The article suggests that when considering the Indian income tax system through the prism of net wealth, it may be regressive........
Digital desk: Inequality in India has increased dramatically since the early 2000s, income and wealth share of the top 1% of the population rising to 22.6% and 40.1%, respectively, in 2022–2023.
According to the study "Income and Wealth Inequality in India, 1922–2023: The Rise of the Billionaire Raj", in terms of wealth concentration, the development of top-end inequality has been especially noticeable between 2014–15 and 2022–23.
The authors of the paper are Nitin Kumar Bharti (New York University and World Inequality Lab), Lucas Chancel (Harvard Kennedy School and World Inequality Lab), and Thomas Piketty (Paris School of Economics and World Inequality Lab).
India's top 1% income share is among the highest in the world—higher than that of South Africa, Brazil, and the US. "Between 2014-15 and 2022-23, the rise of top-end inequality has been particularly pronounced in terms of wealth concentration", mentioned in the report.

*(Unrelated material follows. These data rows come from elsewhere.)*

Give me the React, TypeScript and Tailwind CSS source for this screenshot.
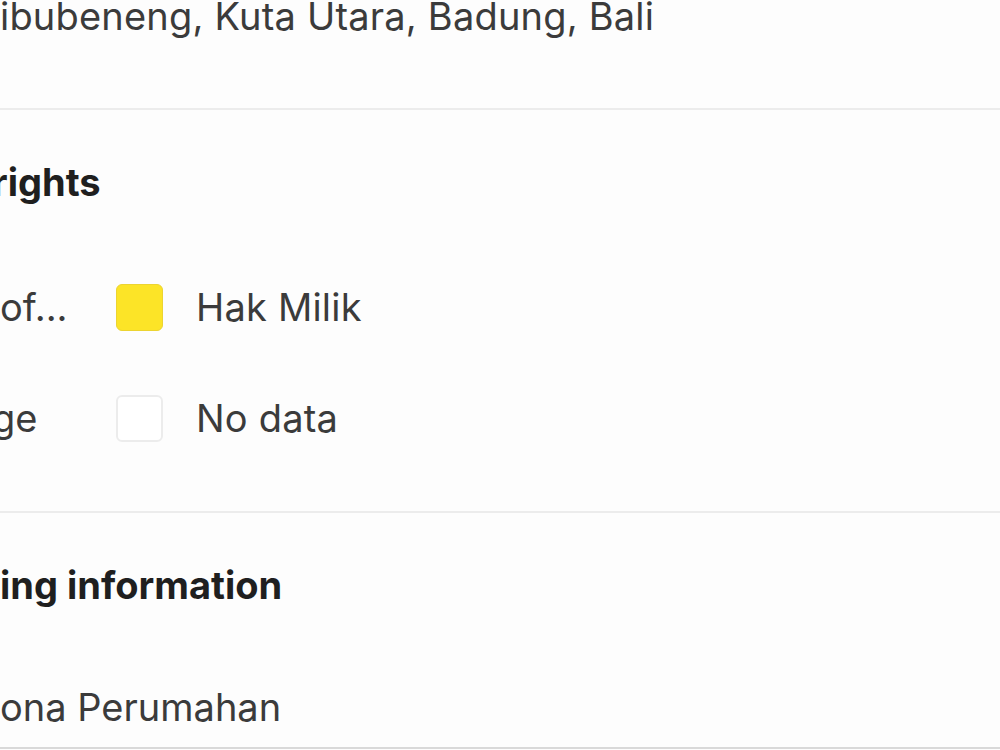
import React from "react";

export default function App() {
  const font = { fontFamily: "Inter, 'Noto Sans', sans-serif" };
  return (
    <div
      className="w-[1000px] h-[750px] overflow-hidden bg-[#fdfdfd] flex flex-col text-[#3b3b3b]"
      style={font}
    >
      <div className="h-[108px] shrink-0 overflow-hidden">
        <div className="text-[38px] leading-[32px] whitespace-nowrap tracking-[0.2px]">
          ibubeneng, Kuta Utara, Badung, Bali
        </div>
      </div>
      <div className="h-[2px] shrink-0 bg-[#ececec]" />
      <div className="h-[401px] shrink-0 flex flex-col overflow-hidden">
        <div className="mt-[52px] h-[40px] flex items-center text-[38px] font-bold text-[#1f1f1f] whitespace-nowrap ml-[-8px]">
          rights
        </div>
        <div className="mt-[81px] h-[48px] flex items-center">
          <div className="w-[116px] text-[38px] whitespace-nowrap">of...</div>
          <div className="w-[47px] h-[47px] rounded-[6px] bg-[#fce427] border border-[#ecd431]" />
          <div className="ml-[33px] text-[38px] whitespace-nowrap tracking-[0.2px]">Hak Milik</div>
        </div>
        <div className="mt-[63px] h-[48px] flex items-center">
          <div className="w-[116px] text-[38px] whitespace-nowrap">
            <span className="ml-[-8px]">ge</span>
          </div>
          <div className="w-[47px] h-[47px] rounded-[6px] bg-white border-2 border-[#ececec]" />
          <div className="ml-[33px] text-[38px] whitespace-nowrap tracking-[0.2px]">No data</div>
        </div>
      </div>
      <div className="h-[2px] shrink-0 bg-[#ececec]" />
      <div className="h-[234px] shrink-0 flex flex-col">
        <div className="mt-[52px] h-[40px] flex items-center text-[38px] font-bold text-[#1f1f1f] whitespace-nowrap">
          ing information
        </div>
        <div className="mt-[82px] h-[40px] flex items-center text-[38px] whitespace-nowrap">
          ona Perumahan
        </div>
      </div>
      <div className="h-[2px] shrink-0 bg-[#d9d9d9]" />
    </div>
  );
}
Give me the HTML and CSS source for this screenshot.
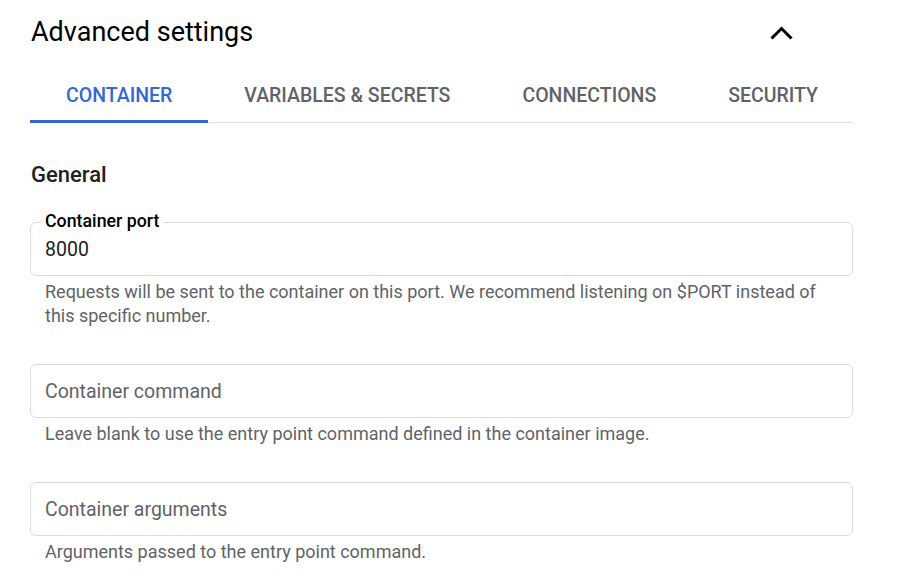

The top 1% of income and wealth shares are expected to reach their greatest points in history by 2022–2023.
The article suggests that when considering the Indian income tax system through the prism of net wealth, it may be regressive. "A restructuring of the tax code to account for both income and wealth, and broad-based public investments in health, education, and nutrition are needed to enable the average Indian, and not just the elites, to meaningfully benefit from the ongoing wave of globalization," it noted.
According to the report, in addition to being an instrument for combating inequality, a 2 percent "super tax" on the net worth of the 167 wealthiest households in 2022–2023 would generate revenues equal to 0.5% of the country's income and free up significant fiscal space to support these kinds of expenditures.
India's economic data quality is noticeably low and has been declining lately. India appears to have one of the highest income shares in the world, "Behind only perhaps Peru, Yemen, and a couple of other small countries," according to the report on the top 1% of the population.
"In terms of top wealth shares, we see that both with top 10% and top 1%, India comes out in the middle of the pack, with Brazil and South Africa standing out with their extreme wealth concentration levels (85.6% and 79.7% top 105 shares, respectively)," the paper said.
The study observed that over the interwar years, the top 1% income share rose dramatically from 13% in 1922 to over 20%. The publication stated that following a brief increase during the 1950s, the top 1% income shares continuously decreased over the next two decades, reaching 6.1% by 1982, while experiencing a severe fall during the 1940s to return to 13% by the time of India's independence.
It stated that this was probably the result of the generally socialist policy agenda that the Indian government followed up until the 1980s. The report claims that the reduction in the top 1% of income shares stopped in the early 1980s when the Indian government started implementing a wide variety of economic changes, which eventually led to the liberalization in 1991.
According to the report, starting in the early 1990s, the top 1% income shares grew steadily over the following 30 years, hitting a record high of 22.6% in 2022. The wealth inequality dataset in the paper covers the years 1961–2023, but the authors were able to examine the changes in the top 1% income share across a century since they had access to tax tabulations dating back to 1922 when the British government passed the Income Tax Act.